WHAT YOU HAVE TO DO: Filter the listing below, copying every line in which the word "React" appears.

INFORMATION SHOWN:
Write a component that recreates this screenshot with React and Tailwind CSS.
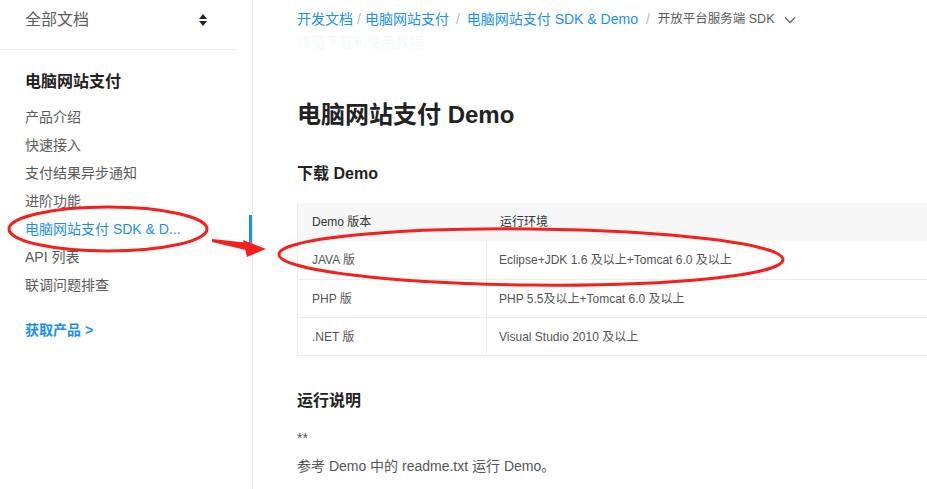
import React from "react";

const FONT = { fontFamily: '"Liberation Sans", "Noto Sans CJK SC", sans-serif' };

function SortIcon() {
  return (
    <svg width="8" height="12" viewBox="0 0 8 12">
      <polygon points="4,0 8,5 0,5" fill="#1f2333" />
      <polygon points="0,7 8,7 4,12" fill="#1f2333" />
    </svg>
  );
}

function Chevron() {
  return (
    <svg width="12" height="8" viewBox="0 0 12 8" className="ml-[9px]">
      <polyline points="1,1.5 6,6.5 11,1.5" fill="none" stroke="#666" strokeWidth="1.3" />
    </svg>
  );
}

const items = [
  "产品介绍",
  "快速接入",
  "支付结果异步通知",
  "进阶功能",
  "电脑网站支付 SDK & D...",
  "API 列表",
  "联调问题排查",
];

const rows = [
  ["JAVA 版", "Eclipse+JDK 1.6 及以上+Tomcat 6.0 及以上"],
  ["PHP 版", "PHP 5.5及以上+Tomcat 6.0 及以上"],
  [".NET 版", "Visual Studio 2010 及以上"],
];

export default function App() {
  return (
    <div className="relative flex h-[489px] w-[927px] overflow-hidden bg-white" style={FONT}>
      {/* Sidebar */}
      <aside className="w-[253px] shrink-0 border-r border-[#e8e8e8]">
        <div className="mr-[15px] flex h-[50px] items-start justify-between border-b border-[#eeeeee] pl-[25px] pr-[30px] pt-[8px]">
          <span className="text-[16px] leading-[24px] text-[#5c5c5c]">全部文档</span>
          <span className="mt-[6px]"><SortIcon /></span>
        </div>
        <div className="mt-[20px] pl-[25px] text-[16px] font-bold leading-[24px] text-[#222]">电脑网站支付</div>
        <ul className="mt-[9px]">
          {items.map((t, i) => (
            <li
              key={t}
              className={
                "relative pl-[25px] text-[14px] leading-[28px] " +
                (i === 4 ? "text-[#1a8ff0]" : "text-[#5a5a5a]")
              }
            >
              {t}
              {i === 4 && <span className="absolute right-0 top-0 h-[28px] w-[3px] bg-[#1890ff]" />}
            </li>
          ))}
        </ul>
        <div className="mt-[17px] pl-[25px] text-[14px] font-bold leading-[28px] text-[#1a8ff0]">获取产品 &gt;</div>
      </aside>

      {/* Main */}
      <main className="relative flex-1 overflow-hidden pl-[44px]">
        <div className="h-[31px]" />
        <div className="text-[14px] leading-[22px] text-[#1890ff]">详见下载和使用教程</div>

        <h1 className="mt-[46px] text-[24px] font-bold leading-[32px] text-[#222]">电脑网站支付 Demo</h1>
        <h3 className="mt-[31px] text-[16px] font-bold leading-[24px] text-[#222]">下载 Demo</h3>

        <div className="mt-[17px] w-[720px] border-l border-b border-[#ececec] text-[12px] text-[#555]">
          <div className="flex h-[38px] items-center bg-[#f7f7f7] text-[#333]">
            <div className="w-[189px] pl-[14px]">Demo 版本</div>
            <div className="pl-[13px]">运行环境</div>
          </div>
          {rows.map((r, i) => (
            <div key={r[0]} className={"flex h-[38px] " + (i > 0 ? "border-t border-[#ececec]" : "")}>
              <div className="flex w-[189px] items-center border-r border-[#ececec] pl-[14px]">{r[0]}</div>
              <div className="flex items-center pl-[12px]">{r[1]}</div>
            </div>
          ))}
        </div>

        <h3 className="mt-[33px] text-[16px] font-bold leading-[24px] text-[#222]">运行说明</h3>
        <p className="mt-[14px] text-[14px] leading-[22px] text-[#555]">**</p>
        <p className="mt-[6px] text-[14px] leading-[22px] text-[#555]">参考 Demo 中的 readme.txt 运行 Demo。</p>

        {/* Sticky breadcrumb header overlaying scrolled content */}
        <div className="absolute left-0 right-0 top-0 flex h-[50px] items-start bg-white/[0.94] pl-[44px] pt-[8px] text-[14px] leading-[22px]">
          <span className="text-[#1890ff]">开发文档</span>
          <span className="mx-[4px] text-[#bbb]">/</span>
          <span className="text-[#1890ff]">电脑网站支付</span>
          <span className="mx-[7px] text-[#bbb]">/</span>
          <span className="text-[#1890ff]">电脑网站支付 SDK &amp; Demo</span>
          <span className="mx-[8px] text-[#bbb]">/</span>
          <span className="text-[12.5px] text-[#595959]">开放平台服务端 SDK</span>
          <span className="mt-[8px]"><Chevron /></span>
        </div>
      </main>

      {/* Red annotations */}
      <svg className="pointer-events-none absolute left-0 top-0" width="927" height="489">
        <ellipse cx="108" cy="229" rx="99" ry="22" fill="none" stroke="#f5201e" strokeWidth="3" />
        <ellipse cx="531" cy="257" rx="252" ry="28" fill="none" stroke="#f5201e" strokeWidth="3" transform="rotate(0.6 531 257)" />
        <polygon points="212,239 250,243 250,251 212,242" fill="#f5201e" />
        <polygon points="243,240 266,249 247,257" fill="#f5201e" />
      </svg>
    </div>
  );
}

RESULT OF THIS EXERCISE:
Write a component that recreates this screenshot with React and Tailwind CSS.
import React from "react";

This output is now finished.